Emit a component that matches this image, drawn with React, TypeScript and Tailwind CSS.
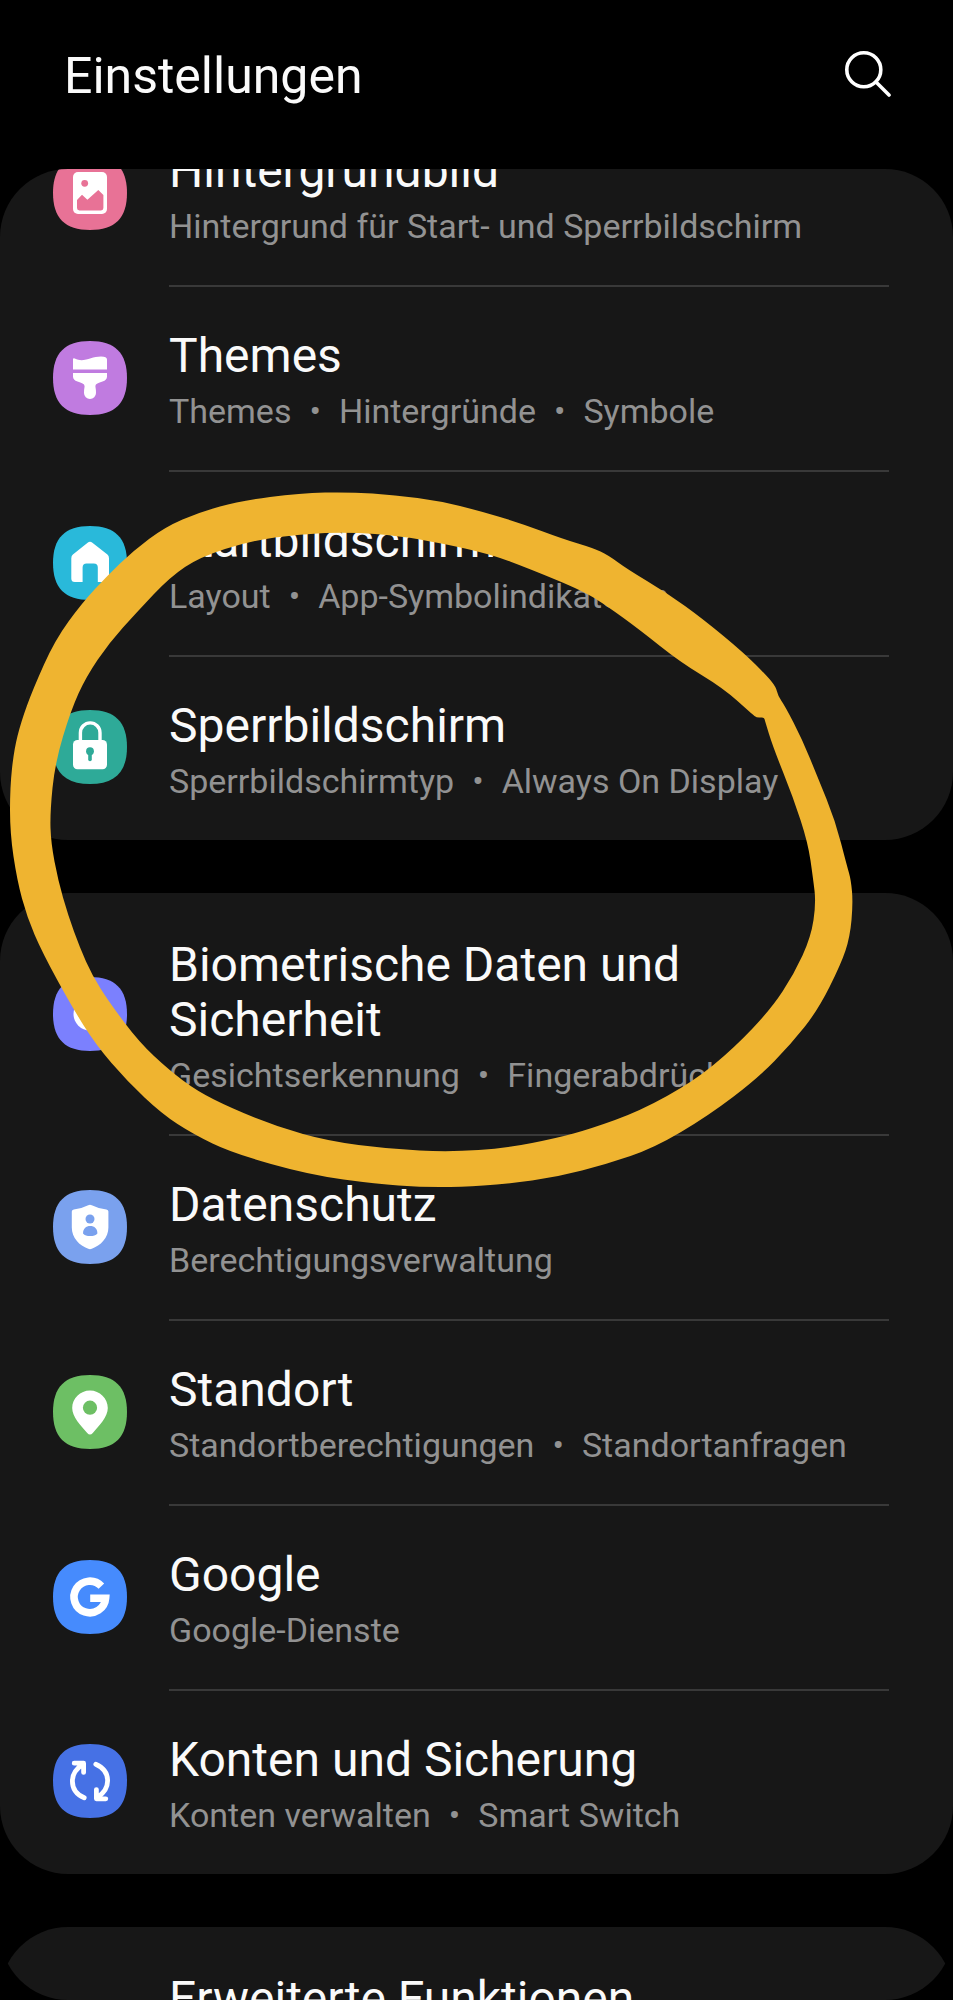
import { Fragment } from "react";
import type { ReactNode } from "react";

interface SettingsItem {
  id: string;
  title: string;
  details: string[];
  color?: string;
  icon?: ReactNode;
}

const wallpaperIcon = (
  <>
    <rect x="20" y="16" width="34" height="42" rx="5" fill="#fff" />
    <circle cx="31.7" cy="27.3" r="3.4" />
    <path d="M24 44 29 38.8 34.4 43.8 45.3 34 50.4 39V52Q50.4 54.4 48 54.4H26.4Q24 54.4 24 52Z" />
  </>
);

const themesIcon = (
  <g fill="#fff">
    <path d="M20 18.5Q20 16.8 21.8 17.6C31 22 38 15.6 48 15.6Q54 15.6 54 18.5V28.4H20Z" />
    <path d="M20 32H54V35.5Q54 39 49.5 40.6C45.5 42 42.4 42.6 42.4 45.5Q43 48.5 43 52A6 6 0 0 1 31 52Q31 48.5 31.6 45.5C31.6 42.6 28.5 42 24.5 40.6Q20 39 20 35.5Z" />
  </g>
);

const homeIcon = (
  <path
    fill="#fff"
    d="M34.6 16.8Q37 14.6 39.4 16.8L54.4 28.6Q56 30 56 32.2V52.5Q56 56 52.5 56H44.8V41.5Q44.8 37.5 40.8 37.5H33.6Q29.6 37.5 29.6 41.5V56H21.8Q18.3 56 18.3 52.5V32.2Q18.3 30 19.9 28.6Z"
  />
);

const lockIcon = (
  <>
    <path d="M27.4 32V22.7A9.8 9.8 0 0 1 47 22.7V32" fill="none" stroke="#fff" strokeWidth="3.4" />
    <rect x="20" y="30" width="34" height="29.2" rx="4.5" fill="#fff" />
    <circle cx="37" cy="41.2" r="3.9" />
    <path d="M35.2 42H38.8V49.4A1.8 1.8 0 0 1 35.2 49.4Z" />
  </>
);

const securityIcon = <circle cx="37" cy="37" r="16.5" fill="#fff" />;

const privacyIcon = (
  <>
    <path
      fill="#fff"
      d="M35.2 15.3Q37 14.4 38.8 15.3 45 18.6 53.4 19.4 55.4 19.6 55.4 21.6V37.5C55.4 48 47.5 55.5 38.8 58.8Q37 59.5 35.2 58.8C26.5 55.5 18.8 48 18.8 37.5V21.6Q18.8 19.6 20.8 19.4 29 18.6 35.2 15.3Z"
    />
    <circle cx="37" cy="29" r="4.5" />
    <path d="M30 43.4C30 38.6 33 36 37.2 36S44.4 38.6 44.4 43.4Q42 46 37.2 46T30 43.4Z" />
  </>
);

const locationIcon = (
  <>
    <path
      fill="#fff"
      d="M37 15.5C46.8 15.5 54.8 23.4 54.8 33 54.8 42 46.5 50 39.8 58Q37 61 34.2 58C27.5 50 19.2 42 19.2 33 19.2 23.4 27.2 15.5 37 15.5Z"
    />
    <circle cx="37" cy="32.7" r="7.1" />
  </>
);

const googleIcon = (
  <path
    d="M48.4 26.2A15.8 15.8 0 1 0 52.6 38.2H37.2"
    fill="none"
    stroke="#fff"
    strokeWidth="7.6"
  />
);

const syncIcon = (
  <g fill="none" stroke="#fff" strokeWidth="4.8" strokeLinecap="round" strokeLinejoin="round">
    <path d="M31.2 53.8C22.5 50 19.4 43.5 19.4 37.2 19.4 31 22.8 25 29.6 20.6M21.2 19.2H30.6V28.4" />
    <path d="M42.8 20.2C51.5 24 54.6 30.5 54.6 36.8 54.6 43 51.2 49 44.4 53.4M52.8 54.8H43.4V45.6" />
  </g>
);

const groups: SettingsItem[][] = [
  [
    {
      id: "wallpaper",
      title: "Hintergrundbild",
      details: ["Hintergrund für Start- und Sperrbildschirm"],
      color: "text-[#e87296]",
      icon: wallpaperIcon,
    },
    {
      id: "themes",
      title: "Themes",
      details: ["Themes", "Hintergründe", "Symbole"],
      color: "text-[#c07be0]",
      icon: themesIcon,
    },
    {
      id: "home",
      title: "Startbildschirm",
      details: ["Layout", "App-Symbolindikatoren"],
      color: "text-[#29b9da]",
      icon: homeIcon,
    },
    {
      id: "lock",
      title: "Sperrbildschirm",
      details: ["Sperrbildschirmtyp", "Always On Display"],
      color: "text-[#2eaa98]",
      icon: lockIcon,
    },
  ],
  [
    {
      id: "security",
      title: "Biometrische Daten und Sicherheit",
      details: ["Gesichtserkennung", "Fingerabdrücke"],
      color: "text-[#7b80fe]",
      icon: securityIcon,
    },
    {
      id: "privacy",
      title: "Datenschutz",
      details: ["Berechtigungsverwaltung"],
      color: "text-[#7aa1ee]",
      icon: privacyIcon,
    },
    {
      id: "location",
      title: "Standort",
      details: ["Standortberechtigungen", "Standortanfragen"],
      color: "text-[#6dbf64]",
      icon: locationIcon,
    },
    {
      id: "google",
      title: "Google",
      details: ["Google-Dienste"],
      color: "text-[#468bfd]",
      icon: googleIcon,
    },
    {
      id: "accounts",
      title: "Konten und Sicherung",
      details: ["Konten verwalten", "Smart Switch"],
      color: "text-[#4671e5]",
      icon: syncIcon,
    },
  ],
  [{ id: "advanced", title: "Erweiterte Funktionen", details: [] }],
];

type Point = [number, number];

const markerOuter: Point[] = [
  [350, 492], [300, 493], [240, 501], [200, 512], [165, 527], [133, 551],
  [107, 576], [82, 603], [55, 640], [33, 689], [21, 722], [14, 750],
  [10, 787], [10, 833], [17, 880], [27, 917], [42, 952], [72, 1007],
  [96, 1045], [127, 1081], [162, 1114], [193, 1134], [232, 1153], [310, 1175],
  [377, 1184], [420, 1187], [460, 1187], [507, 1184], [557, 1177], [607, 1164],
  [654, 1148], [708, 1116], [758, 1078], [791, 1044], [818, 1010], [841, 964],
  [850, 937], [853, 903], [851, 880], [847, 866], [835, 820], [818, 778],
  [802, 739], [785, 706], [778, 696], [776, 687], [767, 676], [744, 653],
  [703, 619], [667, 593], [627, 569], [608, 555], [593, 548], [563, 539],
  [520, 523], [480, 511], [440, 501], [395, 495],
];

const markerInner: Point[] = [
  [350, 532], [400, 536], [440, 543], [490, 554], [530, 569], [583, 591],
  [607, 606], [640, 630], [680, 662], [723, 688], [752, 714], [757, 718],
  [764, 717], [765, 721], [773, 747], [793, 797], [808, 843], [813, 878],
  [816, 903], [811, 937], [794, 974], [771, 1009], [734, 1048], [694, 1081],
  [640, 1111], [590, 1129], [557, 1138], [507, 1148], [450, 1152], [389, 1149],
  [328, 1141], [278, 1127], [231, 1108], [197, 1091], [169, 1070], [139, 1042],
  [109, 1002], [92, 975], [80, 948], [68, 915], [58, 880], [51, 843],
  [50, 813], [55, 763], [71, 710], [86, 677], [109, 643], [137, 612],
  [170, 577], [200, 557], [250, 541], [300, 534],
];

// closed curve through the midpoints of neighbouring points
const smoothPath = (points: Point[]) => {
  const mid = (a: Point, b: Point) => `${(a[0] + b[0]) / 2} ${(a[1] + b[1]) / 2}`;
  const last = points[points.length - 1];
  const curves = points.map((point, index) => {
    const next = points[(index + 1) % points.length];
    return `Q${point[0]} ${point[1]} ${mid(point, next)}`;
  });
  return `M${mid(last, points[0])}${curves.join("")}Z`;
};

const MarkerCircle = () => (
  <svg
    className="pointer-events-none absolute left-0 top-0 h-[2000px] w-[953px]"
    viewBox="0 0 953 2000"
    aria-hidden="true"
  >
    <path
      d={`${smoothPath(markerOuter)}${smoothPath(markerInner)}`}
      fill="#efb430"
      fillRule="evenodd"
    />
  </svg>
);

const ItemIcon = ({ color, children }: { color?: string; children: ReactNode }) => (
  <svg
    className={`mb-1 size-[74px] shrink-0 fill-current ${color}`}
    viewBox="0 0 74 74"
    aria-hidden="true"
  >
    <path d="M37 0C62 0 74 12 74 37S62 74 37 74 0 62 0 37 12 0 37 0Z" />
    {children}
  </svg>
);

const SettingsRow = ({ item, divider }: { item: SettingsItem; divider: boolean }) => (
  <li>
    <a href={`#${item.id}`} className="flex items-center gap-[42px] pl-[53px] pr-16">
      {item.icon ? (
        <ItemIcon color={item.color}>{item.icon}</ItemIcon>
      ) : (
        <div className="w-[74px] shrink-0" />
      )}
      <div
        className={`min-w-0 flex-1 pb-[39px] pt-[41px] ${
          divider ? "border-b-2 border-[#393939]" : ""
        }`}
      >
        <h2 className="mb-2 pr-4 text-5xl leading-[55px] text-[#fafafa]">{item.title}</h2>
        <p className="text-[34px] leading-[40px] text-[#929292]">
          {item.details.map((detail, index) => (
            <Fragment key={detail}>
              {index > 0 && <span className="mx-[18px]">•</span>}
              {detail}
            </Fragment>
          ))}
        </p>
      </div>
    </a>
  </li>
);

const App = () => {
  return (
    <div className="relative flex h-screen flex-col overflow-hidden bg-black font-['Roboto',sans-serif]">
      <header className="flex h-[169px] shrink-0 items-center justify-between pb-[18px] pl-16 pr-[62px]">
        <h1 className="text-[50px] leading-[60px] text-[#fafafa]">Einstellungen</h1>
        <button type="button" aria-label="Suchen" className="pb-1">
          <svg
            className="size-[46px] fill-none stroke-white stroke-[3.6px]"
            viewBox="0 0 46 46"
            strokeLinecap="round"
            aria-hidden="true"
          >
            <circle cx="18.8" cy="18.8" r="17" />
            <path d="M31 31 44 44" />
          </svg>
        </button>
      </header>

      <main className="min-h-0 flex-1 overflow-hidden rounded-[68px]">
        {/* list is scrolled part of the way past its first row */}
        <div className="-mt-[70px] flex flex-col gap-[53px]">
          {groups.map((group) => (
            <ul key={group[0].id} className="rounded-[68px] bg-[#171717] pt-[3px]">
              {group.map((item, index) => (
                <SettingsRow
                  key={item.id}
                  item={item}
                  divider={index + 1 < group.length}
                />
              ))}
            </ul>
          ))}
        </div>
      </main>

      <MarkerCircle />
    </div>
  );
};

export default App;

==

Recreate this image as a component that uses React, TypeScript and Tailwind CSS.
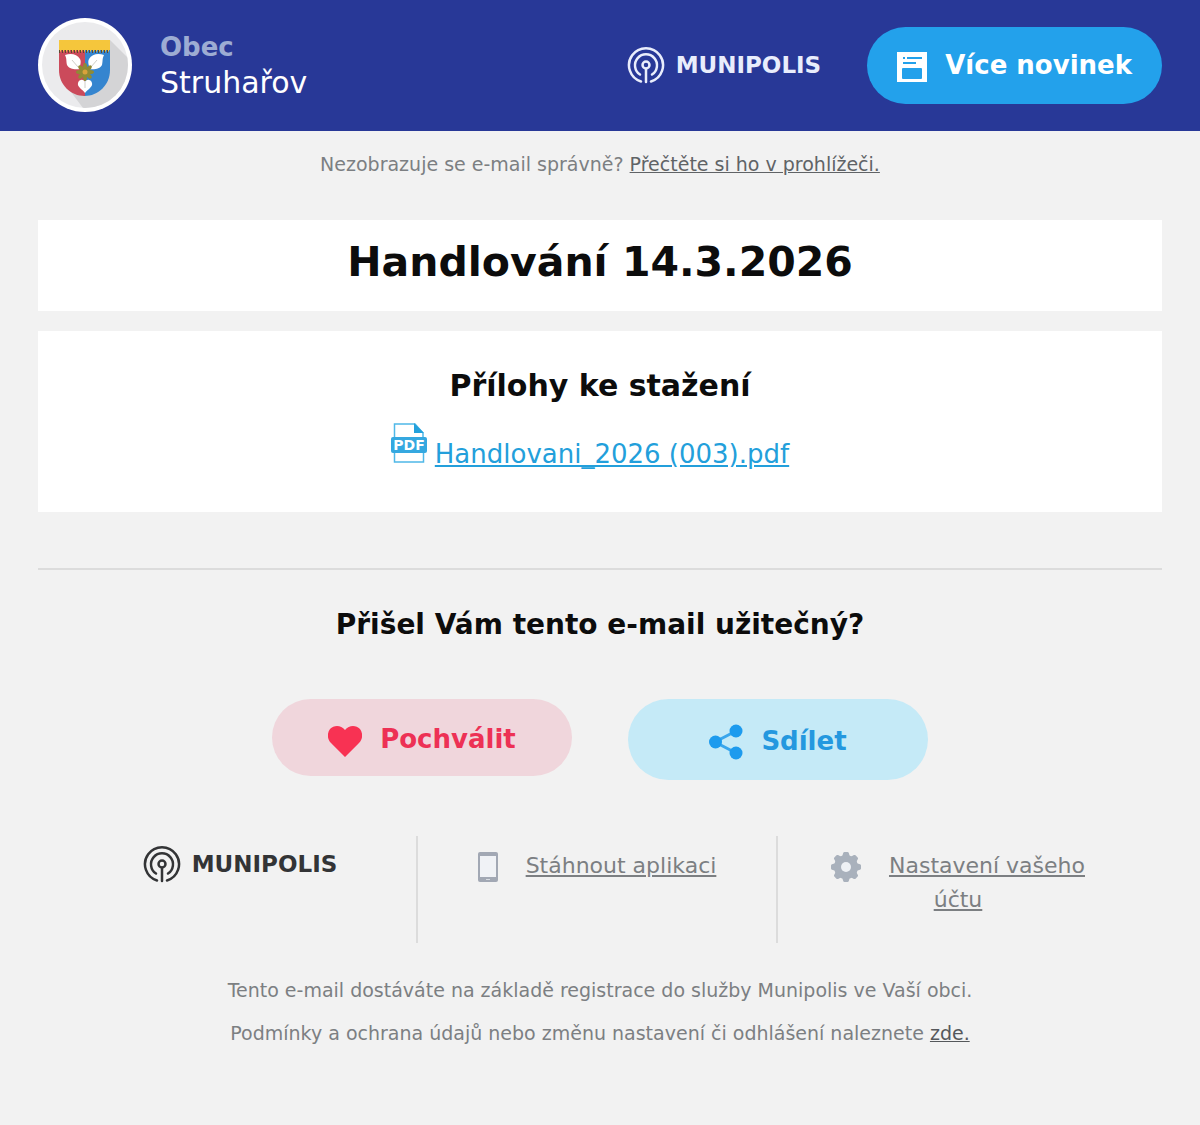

YOUR TASK: Pick out the lines containing the string "component".

THE COMPLETED TASK:
Emit a component that matches this image, drawn with React, TypeScript and Tailwind CSS.
Recreate this image as a component that uses React, TypeScript and Tailwind CSS.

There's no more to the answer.